REPUBLIKA.CO.ID, JAKARTA -- Ketua Pimpinan Pusat Muhammadiyah, Prof Dadang Kahmad mengecam tindakan aparat kepolisian yang represif kepada warga Desa Wadas, Purworejo, Jawa Tengah. Sebanyak 64 warga diamankan oleh kepolisian terkait penolakan pembangunan waduk di Desa Wadas.
“Kami mengecam segala bentuk tindakan aparat Kepolisian yang terindikasi bersifat intimidatif, represif, dan konfrontatif yang dapat menimbulkan ketakutan, gangguan keamanan, dan ketertiban bagi warga di Desa Wadas,” kata Dadang dalam siaran pers, Rabu (9/2/2022).
Dadang mengingatkan kepada pihak kepolisian bahwa setiap warga negara Indonesia berhak dan sah untuk menyampaikan aspirasi dan mengkonsolidasikan gerakannya, terkait penyelamatan kelestarian dan masa depan lingkungan hidupnya. Sebagaimana telah diamanatkan dalam Pasal 28H UUD NRI 1945 dan Undang-Undang Nomor 32 tahun 2009 tentang Perlindungan dan Pengeloalaan Lingkungan Hidup.
Karenanya, terkait informasi berupa penangkapan terhadap 64 orang dan tindakan represif yang terjadi pada warga, tim kuasa hukum warga dan aktivis di Desa Wadas pada 8 Februari 2022, Muhammadiyah mendesak kepolisian untuk menghentikan upaya represif tersebut. “Kami juga mendesak pihak Kepolisian untuk membuka akses bagi tim kuasa hukum, media, pers, dan pendamping warga di Desa Wadas,” kata dia.
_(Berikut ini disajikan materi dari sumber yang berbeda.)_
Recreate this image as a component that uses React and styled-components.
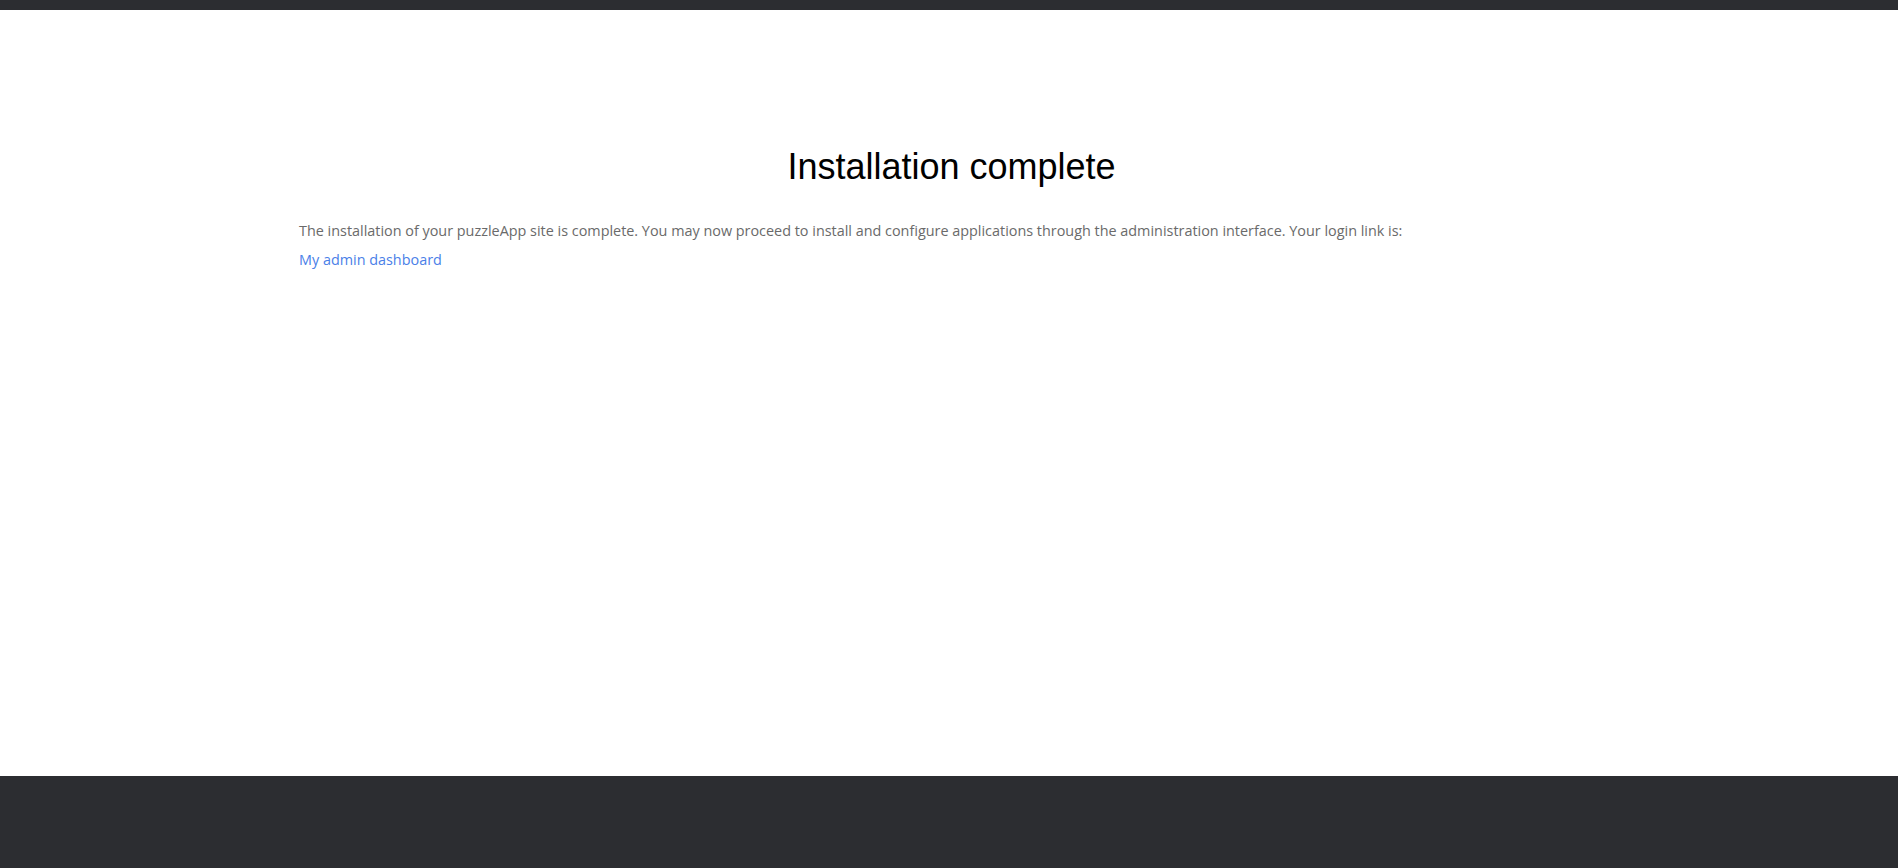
import React from 'react';
import styled, { createGlobalStyle } from 'styled-components';

const GlobalStyle = createGlobalStyle`
  html, body {
    margin: 0;
    padding: 0;
    background: #ffffff;
  }
`;

const StyledPage = styled.div`
  display: flex;
  flex-direction: column;
  min-height: 868px;
`;

const StyledTopBar = styled.div`
  height: 10px;
  background: #2c2d31;
`;

const StyledMain = styled.main`
  height: 766px;
  display: flex;
  justify-content: center;
`;

const StyledContent = styled.div`
  width: 1300px;
  padding-top: 137px;
`;

const StyledTitle = styled.h1`
  margin: 0 0 29px 0;
  padding-left: 5px;
  font-family: 'Liberation Sans', Arial, sans-serif;
  font-size: 36px;
  font-weight: 400;
  line-height: 40px;
  color: #000000;
  text-align: center;
`;

const StyledText = styled.p`
  margin: 0;
  font-family: 'Open Sans', 'Noto Sans', sans-serif;
  font-size: 14.4px;
  line-height: 29px;
  color: #6a6a6a;
`;

const StyledLink = styled.a`
  color: #4a80e8;
  text-decoration: none;
`;

const StyledFooter = styled.footer`
  flex: 1;
  min-height: 92px;
  background: #2c2d31;
`;

const App = () => {
  return (
    <>
      <GlobalStyle />
      <StyledPage>
        <StyledTopBar />
        <StyledMain>
          <StyledContent>
            <StyledTitle>Installation complete</StyledTitle>
            <StyledText>
              The installation of your puzzleApp site is complete. You may now proceed to install and configure applications through the administration interface. Your login link is:
            </StyledText>
            <StyledText>
              <StyledLink href="#">My admin dashboard</StyledLink>
            </StyledText>
          </StyledContent>
        </StyledMain>
        <StyledFooter />
      </StyledPage>
    </>
  );
};

export default App;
Majelis Hukum dan HAM (MHH) serta Lembaga Hikmah dan Kebijakan Publik (LHKP) Muhammadiyah sangat berharap agar Kepala Polri Jenderal Listyo Sigit Prabowo dapat mengendalikan tindakan anak buahnya. Karena apa yang dilakukan aparat di Desa Wadas sangat intimidatif sehingga menimbulkan ketakutan di masyarakat
“Tindakan aparat kepolisian yang terindikasi bersifat intimidatif, represif, dan konfrontatif ini dapat menimbulkan ketakutan, gangguan keamanan dan ketertiban bagi warga di desa Wadas,” kata dia. Terakhir, Dadang berharap agar kepolisian tidak lagi menutup dan membatasi akses informasi publik terkait dengan kondisi terkini dari Desa Wadas.